Jerome Charyn est un écrivain obsédé par sa ville polymorphe, cette New York à la fois lumineuse et crasseuse, cosmopolite et solitaire, cette refuge pour les marginaux du monde entier qui accueille toute la misère du monde ainsi que les pires représentants de l'humanité. C'est ce tableau qui s'offre à notre regard dès la première page où l'on parcourt des rues rendues on ne peut plus vivantes par le trait vif et inspiré de François Boucq. Un quart de siècle plus tard, les deux artistes se retrouvent et leur complicité semblent ne pas avoir pris une ride. Les mots de l'un sont complétés par les traits de l'autres, convergeant vers un sentiment unique et fort. Une telle complémentarité fait tout le sel d'une telle BD, dont le message sous-jacent est livré sans concession aucune.

L'histoire s'ouvre sur le quotidien presque méditatif de Paul, tatoueur laconique dont le talent est indéniable. D'ailleurs, quand celui-ci aide la police à dresser des portraits-robots, ce talent parait presque surnaturel. Faut dire que Boucq profite de ces quelques pages pour exposer ses réflexions sur le dessin, replaçant ce dernier dans une perspective très spirituelle, comme un acte chamanique nécessaire aux hommes. Car si Paul a toujours été attiré par le dessin, son initiation à ses plus mystérieuses arcanes a été faite dans des conditions proches de l'Enfer, celui du goulag. En effet, deux lignes temporelles se nouent ici, celle du New York des années 70 et celle des souvenirs du tatoueur, qui se heurtent aux récifs acérés des événements douloureux qu'il a pu vivre dans une enfance sacrifiée.

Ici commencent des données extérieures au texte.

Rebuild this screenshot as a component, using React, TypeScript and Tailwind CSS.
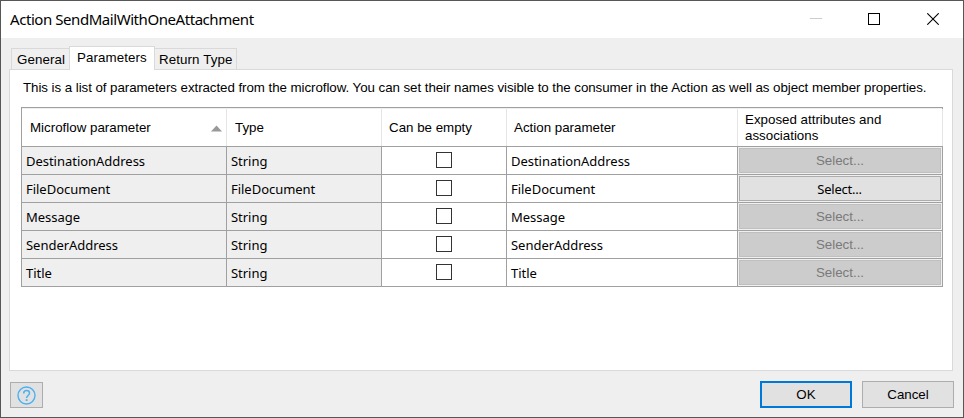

"Je suis un rêve qui marche."

Ce que développe ici Charyn, dans une virtuosité d'écriture totale, les deux lignes temporelles s'interpénétrant de la façon la plus organique qui soit, s'influençant l'une l'autre à mesure que le récit avance, c'est l'histoire d'une vie brisée. L'histoire d'un petit garçon qui se retrouvera enfermé dans les prisons soviétique et qui deviendra un adulte bien trop vite au contact des pires êtres humains qui soient. Les malfrats feront son éducation, lui apprendront leurs codes (dont le tatouage est une partie prépondérante) et lui montreront la voie vers la survie. Le goulag est froid, dur et injuste. La bonté a totalement quitté ce lieu et pour ne pas perdre la raison, Paul va se blinder à jamais, remiser son humanité pour devenir une bête sauvage, beaucoup plus à même de survivre dans ce lieu désolé de la Sibérie.

Le récit de Little Tulip ne laisse aucun échappatoire, comme si nous étions avec Paul obligés de subir des horreurs inconcevables. Surtout que le dessin naturaliste et vibrant de vie de François Boucq laisse difficilement le choix d'échapper aux événements innommables qui sont commis encore et encore. Ainsi, dès le début, le jeune garçon est parqué dans un train comme du bétail et va vivre sur les rails pendant deux mois au milieu des excréments et des cadavres de ceux qui ne réussiront pas à survivre à ce traitement. Dès cet instant, l'innocence est morte et le reste de l'histoire montrera un homme cherchant à retrouver son âme, une façon de continuer à vivre en assumant un passé que la raison ne peut concevoir. Si la fin ésotérique est magnifique, elle semble se refuser au lecteur par excès de pudeur, comme si la catharsis ayant opérée, il ne fallait pas aller plus loin.

Le Lombard livre un nouveau chapitre merveilleux de la collaboration entre Jerome Charyn et François Boucq. Little Tulip est un récit âpre et cruel, magnifié par un dessin sensible qui oblige à ressentir des horreurs qu'on aurait pourtant bien du mal à imaginer. Une histoire troublante qui porte en elle un message d'autant plus fort qu'il ne se livre jamais expressément.